Wymieniłem olej i filtr. Olej wlałem 5W50. Wymieniłem płyn hamulcowy i chłodniczy. Wymieniłem przewody zapłonowe i świece - jak radził "agrala".
Wszystko za 1/3 kasy, ktorą bym musiał wywalić na wymianę uszczczelki. Teraz silnik chodzi jak Doxa niezależnie od wilgotności i temperatury. Pali równie dobrze, gdy zimny i gdy ciepły. Od startu chodzi równiutko i mruczy jakby był trójfazowy. Istotne, że komputer wskazuje nizsze o około 0.5-0.7 l//100km spalanie. Wyrażnie niższe spalanie może w jakiejś częsci wynikać z wyższych temperatur zewnetrznych i lepszych warunków na drodze. Ale tylko w cześci.
Zresetowałem komputer. Silnik zrobił się jeszcze bardziej elastyczny a spalanie spadło o kolejne ~0.3l/100km. Możliwe, że komputer sie adaptował do nowych warunków pracy?
2. Zostałem DONATOREM
10% zaoszczedzonych pieniędzy postanowiłem przeznaczyć na utrzymanie Octaviaclub.pl. Pieniedzy, co warto podkreślać, zaoszczedzonych dzięki Waszym poradom. Za 10% bym został donatorerm na 3 lata. Szkoda, że całej kwoty nie można przelać jednorazowo. Trzeba cykać po 25 zł.

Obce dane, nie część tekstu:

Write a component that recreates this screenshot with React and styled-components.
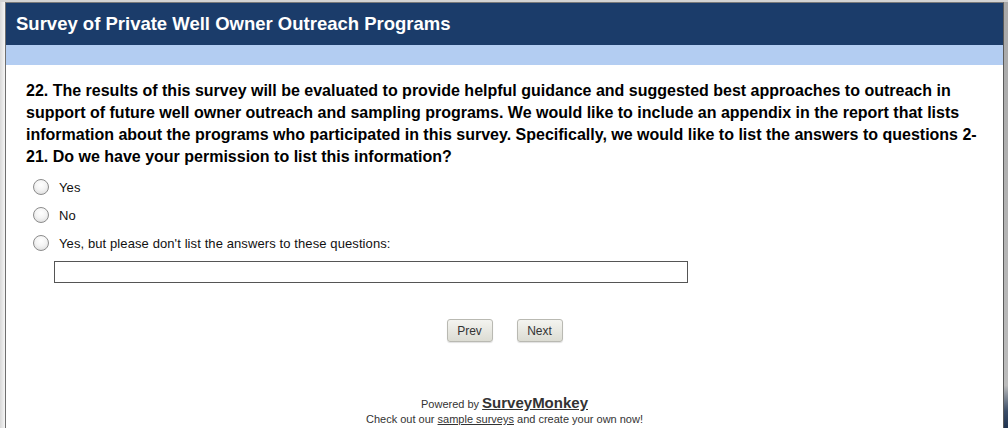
import React from "react";
import styled, { createGlobalStyle } from "styled-components";

const Global = createGlobalStyle`
  html, body { margin: 0; padding: 0; height: 100%; }
  body {
    font-family: "Liberation Sans", Arial, sans-serif;
    background: #ffffff;
    overflow: hidden;
  }
`;

const Screen = styled.div`
  display: flex;
  width: 1008px;
  height: 428px;
  background: #f0f0f0;
  border-top: 2px solid #d4d4d4;
  box-sizing: border-box;
`;

const LeftEdge = styled.div`
  width: 5px;
  flex: none;
  background: linear-gradient(to right, #d8d8d8, #f6f6f6);
`;

const RightEdge = styled.div`
  width: 4px;
  flex: none;
  background: linear-gradient(to bottom, #a8a8a8 0%, #bcbcbc 90%, #3c4e68 96%, #1f3350 100%);
`;

const Window = styled.div`
  flex: 1;
  display: flex;
  flex-direction: column;
  background: #ffffff;
  border-left: 1px solid #6f6f6f;
  border-right: 1px solid #5a5a5a;
  border-top: 1px solid #7a7a7a;
`;

const Header = styled.div`
  background: #1b3c6a;
  height: 42px;
  display: flex;
  align-items: center;
  padding-left: 10px;
  color: #ffffff;
  font-weight: bold;
  font-size: 18.5px;
`;

const SubBar = styled.div`
  background: #b3cdf2;
  height: 20px;
`;

const Body = styled.div`
  padding: 15px 26px 0 20px;
  display: flex;
  flex-direction: column;
`;

const Question = styled.div`
  font-weight: bold;
  font-size: 16px;
  line-height: 22px;
  color: #000;
`;

const Options = styled.div`
  display: flex;
  flex-direction: column;
  gap: 12px;
  margin-top: 11px;
  padding-left: 7px;
`;

const Option = styled.label`
  display: flex;
  align-items: center;
  gap: 10px;
  font-size: 13px;
  letter-spacing: 0.1px;
  color: #111;
  height: 16px;
`;

const Radio = styled.span`
  width: 14px;
  height: 14px;
  border-radius: 50%;
  border: 1px solid #8c8c8c;
  background: radial-gradient(circle at 50% 35%, #ffffff 0%, #f4f4f4 45%, #d6d6d6 100%);
  flex: none;
`;

const TextBox = styled.input`
  margin-top: 10px;
  margin-left: 28px;
  width: 634px;
  height: 22px;
  box-sizing: border-box;
  border: 1px solid #555;
  padding: 0 3px;
  font-size: 13px;
  outline: none;
`;

const Nav = styled.div`
  display: flex;
  justify-content: center;
  gap: 24px;
  margin-top: 36px;
`;

const Button = styled.button`
  width: 46px;
  height: 23px;
  border: 1px solid #b9b9b2;
  border-radius: 3px;
  background: linear-gradient(to bottom, #f4f4f0, #dcdcd3);
  box-shadow: 0 1px 1px rgba(0,0,0,0.12);
  font-family: "Liberation Sans", Arial, sans-serif;
  font-size: 12px;
  color: #333;
  padding: 0;
`;

const Footer = styled.div`
  margin-top: 53px;
  display: flex;
  flex-direction: column;
  align-items: center;
  font-size: 11px;
  color: #333;
`;

const Powered = styled.div`
  display: flex;
  align-items: baseline;
  gap: 3px;
  line-height: 15px;
`;

const Brand = styled.a`
  font-weight: bold;
  font-size: 15px;
  color: #333;
  text-decoration: underline;
`;

const Small = styled.div`
  line-height: 15px;
`;

const Link = styled.a`
  color: #333;
  text-decoration: underline;
`;

export default function App() {
  return (
    <>
      <Global />
      <Screen>
        <LeftEdge />
        <Window>
          <Header>Survey of Private Well Owner Outreach Programs</Header>
          <SubBar />
          <Body>
            <Question>
              22. The results of this survey will be evaluated to provide helpful guidance and suggested best approaches to outreach in support of future well owner outreach and sampling programs. We would like to include an appendix in the report that lists information about the programs who participated in this survey. Specifically, we would like to list the answers to questions 2-21. Do we have your permission to list this information?
            </Question>
            <Options>
              <Option><Radio />Yes</Option>
              <Option><Radio />No</Option>
              <Option><Radio />Yes, but please don't list the answers to these questions:</Option>
            </Options>
            <TextBox type="text" />
          </Body>
          <Nav>
            <Button>Prev</Button>
            <Button>Next</Button>
          </Nav>
          <Footer>
            <Powered>Powered by <Brand>SurveyMonkey</Brand></Powered>
            <Small>Check out our <Link>sample surveys</Link> and create your own now!</Small>
          </Footer>
        </Window>
        <RightEdge />
      </Screen>
    </>
  );
}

3. Znalezałem tańszy warsztat b.blisko domu.
Do warsztatu w którym chcieli wymieniać uszczelki głowicy i kolektorów nie wróciłem. Przypomniały mi się wcześniejesze dziwne sytuacje. Znalazłem warsztat w odleglosci 300 m od domu. W dodatku tańszy.
4. Mam czyściutką Octavię.
Tak mi się ta stareńka Skodzianka znów spodobała, że poświęciliśmy z żona 1.5 godziny, aby ja w środku gruntownie odkurzyć, wyprać i wymyć. Jeszcze mycie silnika i polerowanie karoserii zostało.